With the matter sub judice, when Ramani couldn’t file her column for the 20 October issue of Lounge, we responded by running #IamWithPriya in place of her weekly column. I believe that more than the four words, it was the punctuation that was the statement. Newton’s scrawl now stood for the weight of a collective.
One of the arguments against this three-month #MeToo wave has been that Dalit and Bahujan voices haven’t been adequately represented in what has largely been an urban, elite movement. It was Raya Sarkar, then a 24-year-old law student at the University of California, who kick-started the Indian arm of #MeToo last year when she published a list of alleged sexual predators in academia. Her LoSHA (List of Sexual Harassers in Academia) effort was radical. Sarkar, who identifies as Bahujan, said in an interview to Mint in October that she doesn’t mind how the movement is framed as long as it acknowledges her labour. She stressed its place in a continuum. “I would like to credit Bhanvari Devi for igniting the #MeToo movement years ago,” she said on email, referring to the the case surrounding a Rajasthani social worker’s gang-rape by five upper caste men in 1992 for trying to stop a child marriage. “Because of her we have the legal recourses to sexual harassment we have today. Due process failed her and she awaits justice even today.”
As #MeToo slowly loses its primetime spot in public consciousness, an important thing to remember is that it is an umbrella term. Countless editorials have tried to lay this out through the year and, yet, every so often, I hear grouses from men about “distinguishing the nature of the offence” and “the ease of anonymity”. And the throwaway statement that they now feel “afraid” to talk to women. Do feel afraid. #MeToo is an invisible spectre, present even when it is not. In fact, when Ramani posted that tweet, she did not use #MeToo but instead she ended it with #ulti (vomit). Some might say it’s the same.
#MeToo is an umbrella that goes from a seemingly innocuous, “You’re very dressed up today” to pinning a colleague against a hotel room wall against her will. The laissez-faire nature of the movement has given it both volume and opened it up for scepticism. Anonymous allegations cut both ways. For the survivors, it allows a forum to share stories without fear of renewed trauma or social and professional repercussions. For the accused and their defendants, it makes it easier to dismiss the allegations. Last week, India’s most-valued contemporary artist Subodh Gupta categorically denied a series of anonymous allegations against him posted by the Instagram account Scene and Herd. In response to an anonymous allegation against him, photographer Pablo Bartholomew said in a statement, “With no other context, timeline and explanation beyond the account of the anonymous person’s story, it makes it quite worrisome that anyone can name and be anonymous, with lack of answerability or fact. With no facts presented, I am at loss to address or respond to the stated accusation…”

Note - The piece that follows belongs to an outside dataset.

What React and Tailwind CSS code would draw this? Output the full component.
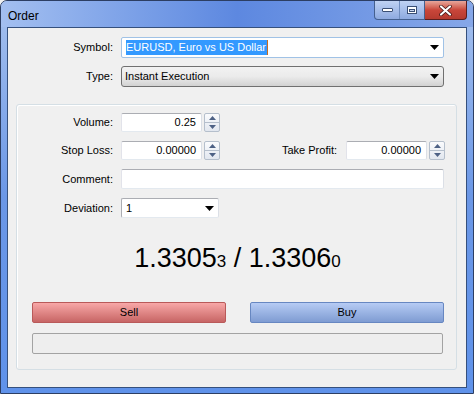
import React from 'react';

const font = { fontFamily: '"Liberation Sans", Arial, sans-serif' };

// small black dropdown triangle
const Caret = () => (
  <svg width="9" height="5" viewBox="0 0 9 5" className="shrink-0">
    <path d="M0 0h9L4.5 5z" fill="#000" />
  </svg>
);

const Spinner = () => (
  <div className="flex flex-col w-[16px] h-[19px] ml-[2px] border border-[#b5bfcc] rounded-[2px] bg-gradient-to-b from-[#fafbfd] to-[#e2e7ef]">
    <div className="flex-1 flex items-center justify-center border-b border-[#b5bfcc]">
      <svg width="7" height="4" viewBox="0 0 7 4"><path d="M3.5 0L7 4H0z" fill="#4d6185" /></svg>
    </div>
    <div className="flex-1 flex items-center justify-center">
      <svg width="7" height="4" viewBox="0 0 7 4"><path d="M0 0h7L3.5 4z" fill="#4d6185" /></svg>
    </div>
  </div>
);

const NumField = ({ value }) => (
  <div className="flex items-center">
    <div className="w-[81px] h-[19px] bg-white border border-[#abadb3] border-r-[#dbdfe6] border-b-[#e3e9ef] border-l-[#e2e3ea] rounded-[2px] flex items-center justify-end pr-[5px] text-[11px] text-black">
      {value}
    </div>
    <Spinner />
  </div>
);

const Label = ({ children }) => (
  <div className="w-[104px] pr-[8px] text-right text-[11px] text-black shrink-0">{children}</div>
);

export default function App() {
  return (
    <div style={font} className="w-[474px] h-[394px] overflow-hidden bg-[#f0f0f0]">
      <div className="w-[474px] h-[394px] flex flex-col rounded-t-[7px] border border-[#2c3e63] bg-gradient-to-b from-[#a6c1ee] via-[#6b97e6] to-[#5f92ea]">
        {/* Title bar */}
        <div className="h-[26px] flex items-start justify-between bg-gradient-to-r from-[#a3bff0] via-[#5d88e0] to-[#86a7e8] rounded-t-[6px]">
          <div className="pl-[7px] pt-[6px] text-[12px] text-black">Order</div>
          <div className="flex mr-[6px]">
            <div className="flex h-[19px] border border-t-0 border-[#44608f] rounded-bl-[4px] overflow-hidden bg-gradient-to-b from-[#bfd2f3] to-[#8eaae0]">
              <div className="w-[25px] flex items-center justify-center border-r border-[#6f8dbf]">
                <div className="w-[11px] h-[4px] bg-white border border-[#3a4f75] rounded-[1px]" />
              </div>
              <div className="w-[24px] flex items-center justify-center">
                <div className="w-[10px] h-[8px] border border-[#3a4f75] bg-white flex items-center justify-center">
                  <div className="w-[6px] h-[3px] border border-[#3a4f75] bg-[#c9d6ee]" />
                </div>
              </div>
            </div>
            <div className="w-[42px] h-[19px] flex items-center justify-center border border-t-0 border-l-0 border-[#5b1e1e] rounded-br-[4px] bg-gradient-to-b from-[#e6a69b] via-[#c9463a] to-[#b53a2f]">
              <svg width="13" height="11" viewBox="0 0 13 11">
                <path d="M2 1.5l9 8M11 1.5l-9 8" stroke="#3a1010" strokeWidth="3.6" strokeLinecap="round" />
                <path d="M2 1.5l9 8M11 1.5l-9 8" stroke="#fff" strokeWidth="2.2" strokeLinecap="round" />
              </svg>
            </div>
          </div>
        </div>

        {/* Client area */}
        <div className="ml-[6px] w-[460px] h-[361px] bg-[#f0f0f0] border border-[#35507d] flex flex-col">
          <div className="pt-[9px] pl-[9px] flex flex-col gap-[8px]">
            <div className="flex items-center">
              <Label>Symbol:</Label>
              <div className="w-[323px] h-[21px] bg-white border border-[#a0c2e6] rounded-[2px] flex items-center justify-between pl-[4px] pr-[4px]">
                <span className="text-[11px] leading-[15px] bg-[#3399ff] text-white pr-[1px] border-r border-[#c86d1f]">EURUSD, Euro vs US Dollar</span>
                <Caret />
              </div>
            </div>
            <div className="flex items-center">
              <Label>Type:</Label>
              <div className="w-[323px] h-[21px] border border-[#707070] rounded-[3px] bg-gradient-to-b from-[#f2f2f2] via-[#ebebeb] to-[#d2d2d2] flex items-center justify-between pl-[3px] pr-[4px]">
                <span className="text-[11px] text-black">Instant Execution</span>
                <Caret />
              </div>
            </div>
          </div>

          {/* Group box */}
          <div className="mt-[17px] ml-[8px] w-[441px] h-[266px] border border-[#d5dfe5] rounded-[3px] shadow-[inset_1px_1px_0_#fff] flex flex-col">
            <div className="pt-[8px] flex flex-col gap-[9px]">
              <div className="flex items-center">
                <Label>Volume:</Label>
                <NumField value="0.25" />
              </div>
              <div className="flex items-center">
                <Label>Stop Loss:</Label>
                <NumField value="0.00000" />
                <div className="w-[126px] pr-[9px] text-right text-[11px] text-black">Take Profit:</div>
                <NumField value="0.00000" />
              </div>
              <div className="flex items-center">
                <Label>Comment:</Label>
                <div className="w-[323px] h-[20px] bg-white border border-[#abadb3] border-b-[#e3e9ef] border-r-[#dbdfe6] border-l-[#e2e3ea] rounded-[2px]" />
              </div>
              <div className="flex items-center">
                <Label>Deviation:</Label>
                <div className="w-[98px] h-[20px] bg-white border border-[#abadb3] border-b-[#e3e9ef] border-r-[#dbdfe6] rounded-[2px] flex items-center justify-between pl-[4px] pr-[4px]">
                  <span className="text-[11px] text-black">1</span>
                  <Caret />
                </div>
              </div>
            </div>

            {/* Price */}
            <div className="mt-[21px] h-[38px] flex items-baseline justify-center pl-[2px] text-black">
              <span className="text-[27px] leading-[38px]">1.3305</span>
              <span className="text-[17px]">3</span>
              <span className="text-[27px] leading-[38px]">&nbsp;/&nbsp;1.3306</span>
              <span className="text-[17px]">0</span>
            </div>

            {/* Buttons */}
            <div className="mt-[25px] ml-[15px] flex gap-[24px]">
              <div className="w-[194px] h-[21px] border border-[#b95a5a] rounded-[2px] bg-gradient-to-b from-[#f8a8a8] to-[#c76565] flex items-center justify-center text-[11px] text-black">
                Sell
              </div>
              <div className="w-[194px] h-[21px] border border-[#6787c1] rounded-[2px] bg-gradient-to-b from-[#b6cbf4] to-[#7f9cd2] flex items-center justify-center text-[11px] text-black">
                Buy
              </div>
            </div>
            <div className="mt-[10px] ml-[15px] w-[411px] h-[21px] border border-[#a3a3a3] rounded-[2px] bg-[#eeeeee]" />
          </div>
        </div>
      </div>
    </div>
  );
}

In an email to me, Bartholomew has complained about “the unfair example of juxtaposing the anonymous allegations against me (not sexual in nature) with those who have been accused of severe sexual harassment”. Bartholomew is on fair ground, except that #MeToo is about breaking the ground. Anonymity is a valid recourse for feminist or marginal movements worldwide (what is political graffiti, after all?). The American feminist collective for women artists, Guerrilla Girls, wear gorilla masks to retain their anonymity and “to keep the focus on the issue and away from our personalities”. Last week, at a lecture performance at the Kochi-Muziris Biennale, India’s largest art event, their video work titled The Guerrilla Girls’ Guide to Behaving Badly told women to “be a creative complainer” and “be a professional complainer”. It also advised them to “be anonymous”.
There has been collateral damage to women too. Director Shazia Iqbal’s film Bebaak was dropped by the Mumbai Film Festival because Anurag Kashyap was one of its producers. “As a survivor of child abuse, several sexual assaults and harassment at workplace, I find it really odd, discomforting, unfair and traumatizing to be at the receiving end of the most powerful feminist moment of our times,” she wrote. “Sorry [festival] board members, you missed standing by the #MeToo movement by a mile.”
It’s useful to look at the MeToo movement in terms of economist Joseph Schumpeter’s idea of “creative destruction”. He describes it as a process that “incessantly revolutionizes the economic structure from within, incessantly destroying the old one, incessantly creating a new one”. #MeToo is a crisis of gender—an inevitable outcome of years of building patriarchal capital. It was bound to be gloriously destructive.
Some long-term changes have been put in motion. But only applauding the formal developments discredits the movement. There is bad news, sure. Many of the men called out are slowly being rehabilitated without disclosures on how internal investigations were carried out and what was revealed. Netflix, for instance, said it would stick with the team behind the show Sacred Games for a second season after an independent investigation into allegations of sexual harassment against individuals involved with the show. Riyas Komu, a co-founder of the Kochi-Muziris Biennale, who has a series of anonymous allegations against him, was seen near the art event earlier this month. He was fondly remembered and “missed” in the formal opening address, prompting a spontaneous mini-movement at the festival. But these are not failures of the #MeToo movement. These are failures of systems of addressal and correction—the institutional, the corporate, the legal and so on that are expected to rise to action now. The true success of #MeToo is that women’s stories have moved from the personal to the powerful to the political. Its greatest achievement isn’t the men who lost their jobs or even their public shaming or the men and women who have been revealed as closet misogynists, but the fundamental shift in what isn’t acceptable. Its true success is that women have the language to speak out. While not many women might raise their hands in a room if asked “Have you been sexually assaulted?” they can now raise their hands when asked “Do you have a #MeToo story to share?” The MeToo hashtag has given women a vocabulary that acts as an arsenal.
The hashtag is a versatile weapon. In chess, it represents a move that results in a checkmate.